Influence of the Interface on the Electric Control of the Magnetization Direction in Fe/PMN-PT Magnetoelectric Heterostructures

The magnetization direction of a ferromagnetic (FM) film deposited onto a ferroelectric (FE) substrate undergoes significant changes when it is subjected to applied electric fields. These are mainly due to the strain-mediated magnetoelectric effects associated with the FE switching behavior of the substrates. Here, we report on the magnetoelectric response of the magnetization direction at two different depths within the FM film in an artificial multiferroic heterostructure consisting of a 5 nm FM Fe film deposited onto a 0.7Pb­(Mg1/3Nb2/3)­O3-0.3PbTiO3 (PMN-PT) FE single-crystal substrate. The overall magnetic anisotropy of the Fe (5 nm)/PMN-PT system was studied by using magneto-optic Kerr effect (MOKE) magnetometry. On the other hand, the isotope-specific nuclear forward scattering (NFS) of synchrotron radiation was used to study the magnetization direction at two specific depths within the Fe film.

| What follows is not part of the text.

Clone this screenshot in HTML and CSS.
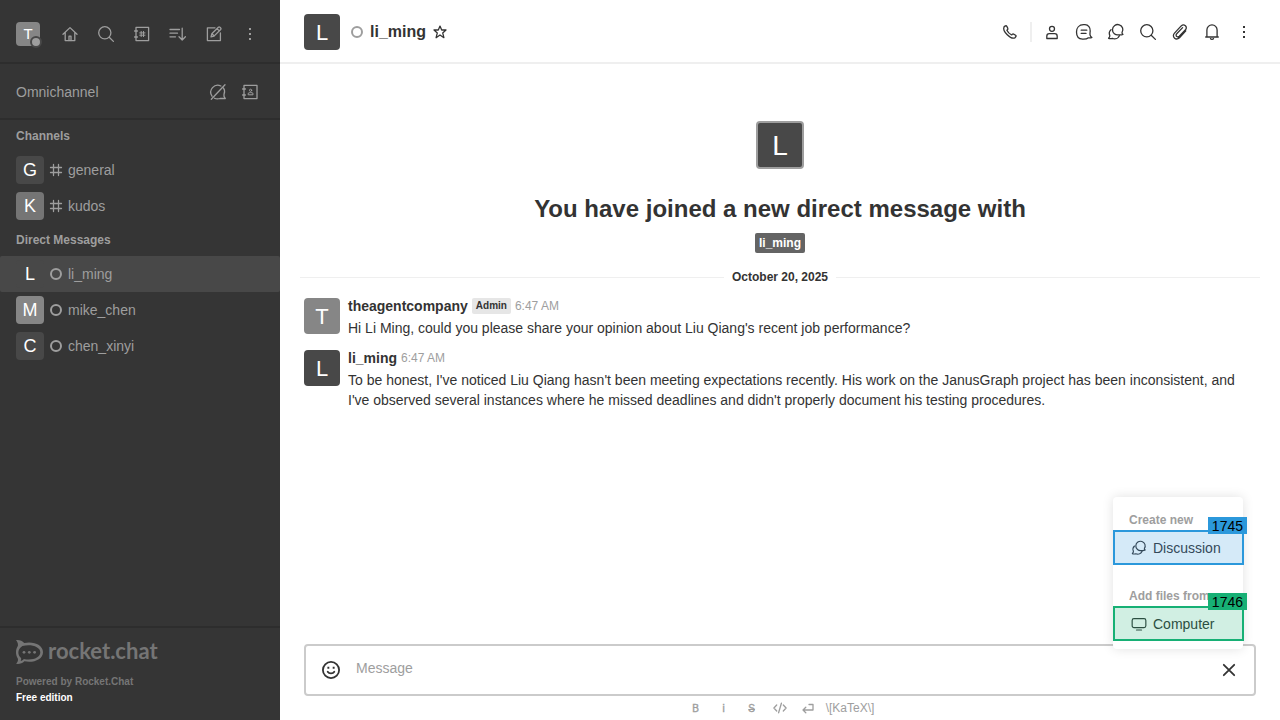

Our results reveal that magnetic anisotropy is significantly influenced by the Fe/PMN-PT interface. Additionally, the magnetoelectric response of the easy magnetization direction when the layer is simultaneously subjected to electric and magnetic fields is different at (1st nm of Fe) as compared to away (3rd nm of Fe) from the Fe/PMN-PT interface. At the interface, the magnetization direction is influenced by the electric field-induced strain and charge effects originating in PMN-PT. Away from the interface, a weaker magnetoelectric response of the magnetization direction consistent with previous reports is observed. These results provide insight in understanding the magnetoelectric coupling behavior of such FM/PMN-PT heterostructures, which is crucial to recognize their potential in developing (multi)­functional devices based on such systems.